Una sentenza su cui aleggiano sia sconforto che, paradossalmente, qualche anelito di speranza. Il tribunale di Ekaterinburg, in Russia, ha condannato ieri a 16 anni di carcere il giornalista statunitense Evan Gershkovich, corrispondente per il Wall Street Journal con cui aveva iniziato a collaborare poco prima dell’inizio dell’invasione dell’Ucraina. Arrestato a marzo dell’anno scorso, secondo le autorità giudiziarie di Mosca perché stava raccogliendo «informazioni classificate» per conto della Cia su un struttura di produzione e riparazione di attrezzature militari coinvolta nella guerra, Gershkovichh stava in realtà lavorando a un inchiesta sulle attività del gruppo Wagner. Il 32enne giornalista ha passato oltre 400 giorni di detenzione nella prigione di Lefortovo, nella capitale, e il suo caso rappresenta il primo arresto per spionaggio di un cittadino statunitense dai tempi della Guerra fredda.

IL PROCESSO ha avuto un’accelerazione questa settimana: l’udienza, che si sarebbe dovuta tenere ad agosto, è stata anticipata e si è svolta a porte chiuse per poi lasciare subito spazio al verdetto di ieri con cui giudice Andrei M.Mineev ha stabilito la pena a due anni in meno dei 18 chiesti dall’accusa. Sentenza subito criticata da più parti. Il Wall Street Journal invita i propri lettori a mandare un messaggio al detenuto e ai suoi familiari. Il giornale indipendente The Moscow Times, per il quale aveva lavorato in precedenza Gershkovich, chiede pubblicamente la sua scarcerazione – dicendo che in questo momento «non dovrebbe trovarsi in una prigione, ma a fare ciò che ama di più, ovvero raccontare la Russia».
In occasione del primo anniversario del suo arresto, il Gruppo di lavoro sulla detenzione arbitraria (organismo di esperti incaricato dalle Nazioni unite) aveva condannato la sua reclusione, affermando che questa è «indicativa di una tendenza preoccupante nella Russia di oggi, che ha visto un aumento senza precedenti del numero di giornalisti – sia cittadini russi che stranieri – imprigionati per il loro lavoro».

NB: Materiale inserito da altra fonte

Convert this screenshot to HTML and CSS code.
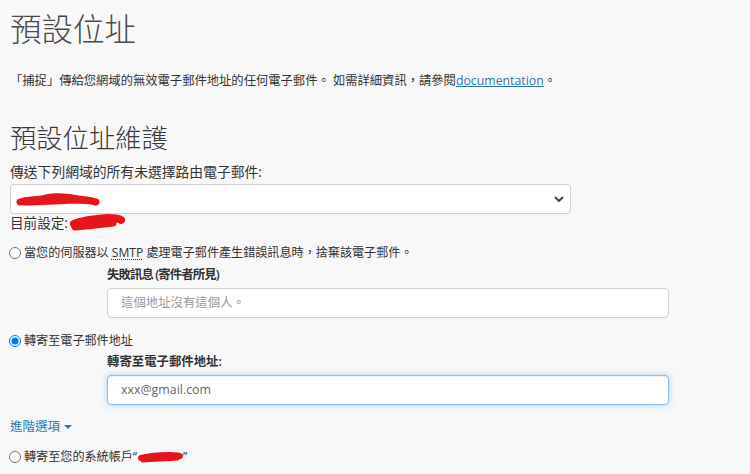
FILE: index.html
```html
<!DOCTYPE html>
<html lang="zh-Hant">
<head>
<meta charset="utf-8">
<title>預設位址</title>
<link rel="stylesheet" href="styles.css">
</head>
<body>
<div class="page">
  <h1 class="title">預設位址</h1>
  <p class="desc">「捕捉」傳給您網域的無效電子郵件地址的任何電子郵件。 如需詳細資訊，請參閱<a href="#" class="link">documentation</a>。</p>

  <h2 class="subtitle">預設位址維護</h2>
  <div class="field-label">傳送下列網域的所有未選擇路由電子郵件:</div>
  <div class="select">
    <svg class="redact redact-select" viewBox="0 0 84 16" width="84" height="16"><path d="M4 10 C14 7 24 8 34 6 C44 4 54 5 62 7 C70 8 76 8 80 10" stroke="#e8141b" stroke-width="7" fill="none" stroke-linecap="round"/><path d="M8 11 C24 11 40 10 58 9 C66 9 72 10 76 10" stroke="#e8141b" stroke-width="5" fill="none" stroke-linecap="round"/><path d="M28 5 C34 3 42 3 48 4" stroke="#e8141b" stroke-width="4" fill="none" stroke-linecap="round"/></svg>
    <svg class="chev" viewBox="0 0 10 6" width="10" height="6"><path d="M1 1 L5 5 L9 1" stroke="#444" stroke-width="2" fill="none"/></svg>
  </div>
  <div class="current">目前設定: <svg class="redact" viewBox="0 0 56 18" width="56" height="18"><path d="M5 10 C14 6 26 5 38 4 C46 4 51 5 52 6" stroke="#e8141b" stroke-width="8" fill="none" stroke-linecap="round"/><path d="M6 13 C16 12 28 11 44 9" stroke="#e8141b" stroke-width="7" fill="none" stroke-linecap="round"/></svg></div>

  <label class="radio r1"><input type="radio" name="opt"><span>當您的伺服器以 <abbr class="abbr">SMTP</abbr> 處理電子郵件產生錯誤訊息時，捨棄該電子郵件。</span></label>
  <div class="sub">
    <div class="sub-label tight">失敗訊息 (寄件者所見)</div>
    <div class="input placeholder">這個地址沒有這個人。</div>
  </div>

  <label class="radio r2"><input type="radio" name="opt" checked><span>轉寄至電子郵件地址</span></label>
  <div class="sub">
    <div class="sub-label second">轉寄至電子郵件地址:</div>
    <div class="input focus">xxx@gmail.com</div>
  </div>

  <div class="advanced">進階選項 <span class="caret"></span></div>

  <label class="radio r3"><input type="radio" name="opt"><span>轉寄至您的系統帳戶“<svg class="redact" viewBox="0 0 46 14" width="46" height="14"><path d="M4 8 C12 6 22 5 32 5 C38 5 42 5 43 6" stroke="#e8141b" stroke-width="6" fill="none" stroke-linecap="round"/><path d="M6 10 C18 9 30 9 40 8" stroke="#e8141b" stroke-width="5" fill="none" stroke-linecap="round"/></svg>”</span></label>
</div>
</body>
</html>
```

FILE: styles.css
```css
html, body {
  margin: 0;
  padding: 0;
  background: #f8f8f8;
}
body {
  font-family: "Open Sans", "Noto Sans CJK TC", sans-serif;
  color: #333;
}
.page {
  padding: 11px 10px 0 10px;
}
.title {
  margin: 0;
  font-size: 31.5px;
  line-height: 36px;
  font-weight: 300;
  color: #4a4a4a;
}
.desc {
  margin: 25px 0 0 0;
  font-size: 12.3px;
  line-height: 18px;
}
.link {
  color: #2f74b5;
  text-decoration: underline;
}
.subtitle {
  margin: 32px 0 0 0;
  font-size: 26.3px;
  line-height: 32px;
  font-weight: 300;
  color: #3a3a3a;
}
.field-label {
  margin-top: 9px;
  font-size: 13.8px;
  line-height: 18px;
}
.select {
  margin-top: 3px;
  width: 561px;
  height: 30px;
  box-sizing: border-box;
  border: 1px solid #d0d0d0;
  border-radius: 4px;
  background: #fff;
  display: flex;
  align-items: center;
  justify-content: space-between;
  padding: 0 6px 0 5px;
}
.redact {
  display: inline-block;
  vertical-align: middle;
}
.redact-select {
  margin-top: 2px;
}
.current {
  font-size: 13.6px;
  line-height: 16px;
  display: flex;
  align-items: center;
  gap: 1px;
}
.radio {
  display: flex;
  align-items: center;
  font-size: 12.1px;
  line-height: 18px;
}
.radio input {
  margin: 0 3px 0 -1px;
  width: 12px;
  height: 12px;
}
.r1 { margin-top: 12px; }
.r2 { margin-top: 14px; }
.r3 { margin-top: 12px; }
.r3 span {
  display: inline-flex;
  align-items: center;
}
.abbr {
  text-decoration: underline dotted;
  text-underline-offset: 2px;
}
.sub {
  padding-left: 97px;
}
.sub-label {
  margin-top: 4px;
  font-size: 12.4px;
  line-height: 18px;
  font-weight: 600;
}
.sub-label.tight {
  letter-spacing: -0.9px;
}
.sub-label.second {
  margin-top: 3px;
}
.input {
  margin-top: 4px;
  width: 562px;
  height: 30px;
  box-sizing: border-box;
  border: 1px solid #d0d0d0;
  border-radius: 4px;
  background: #fff;
  padding: 0 13px;
  font-size: 12.4px;
  line-height: 28px;
  color: #777;
}
.placeholder {
  color: #999;
}
.focus {
  border-color: #8fbde3;
  box-shadow: inset 0 1px 1px rgba(0,0,0,.06), 0 0 6px rgba(102,175,233,.55);
  color: #666;
}
.advanced {
  margin-top: 13px;
  font-size: 12.5px;
  line-height: 18px;
  color: #2f74b5;
  display: flex;
  align-items: center;
  gap: 2px;
}
.caret {
  display: inline-block;
  width: 0;
  height: 0;
  border-left: 4px solid transparent;
  border-right: 4px solid transparent;
  border-top: 4px solid #2f74b5;
  margin-left: 2px;
}
```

Ma c’è chi vede nelle evoluzioni di ieri un margine di fiducia affinché Gershkovic possa essere coinvolto in uno scambio di prigionieri e tornare così in libertà. Lo aveva paventato lo stesso Putin durante l’intervista concessa a febbraio a Tucker Carlson, e la dinamica con cui si è arrivati in fretta a una sentenza è in linea con altri casi simili.

BIDEN, che ha sempre denunciato le accuse come «infondate», ha ribadito ieri che Washington sta facendo il possibile per ottenere il suo rilascio.